Server-Side and SKAdNetwork as Fallbacks
When ATT is denied or advertising consent is rejected in the web view, the publisher can still fall back to SKAdNetwork for attribution — Apple's privacy-preserving network that delivers conversion data without exposing individual user identifiers. SKAdNetwork is not subject to ATT and works regardless of the user's consent decision, which makes it the right default for measurement when the personalised path is closed. Server-to-server postbacks from the native shell to a publisher-owned identity service can also fill the measurement gap, provided the data is genuinely first-party and is not joined with other operators' data in a way that pulls it back into Apple's tracking definition.
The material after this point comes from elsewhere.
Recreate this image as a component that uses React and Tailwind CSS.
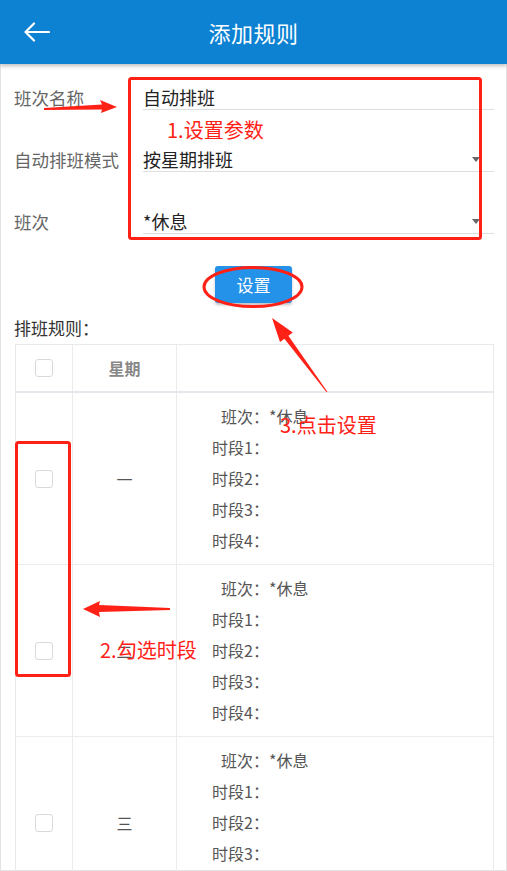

Common Mistakes That Trigger Rejections or Audits
The hybrid apps that get pulled or fined tend to fail in the same handful of ways. The CMP banner inside the WKWebView fires before the ATT prompt has been resolved, putting cookies on the device while Apple's permission is still pending — a finding that can result in App Store rejection. The ATT prompt is shown without a pre-prompt and on cold start, producing low opt-in rates and a confusing user experience that increases churn. The native shell's analytics SDK reads the IDFA before the CMP has fired its first consent event, putting personal data on the wire under no clear lawful basis. The web view's consent state and the native shell's authorisation state are kept in separate stores with no synchronisation, producing a user who has rejected advertising in the web view but whose native ad SDK is still firing. Each of these is a fix of one to two engineering days and a regression test pass — but each is also the exact pattern an auditor or a reviewer opens with.
The Bottom Line
ATT and cookie consent are not redundant overlays. ATT is a permission gate scoped to a specific iOS API, and cookie consent is a lawful basis for processing data inside any browser-class environment, including a WKWebView. A hybrid app needs both, wired together so the user sees one coherent decision rather than two contradictory prompts, and so the native shell and the web view honour the same answer. The publishers who get this right ship apps that pass review, monetise reliably, and never appear in a regulator's enforcement summary. The publishers who treat ATT as the whole answer or who let the web view consent and the native shell drift apart spend 2026 alternating between App Store review meetings and audit response letters. Build the bridge once, treat the CMP as the source of truth, and let ATT be the iOS-specific lock on top of a privacy posture that is already coherent at the web layer.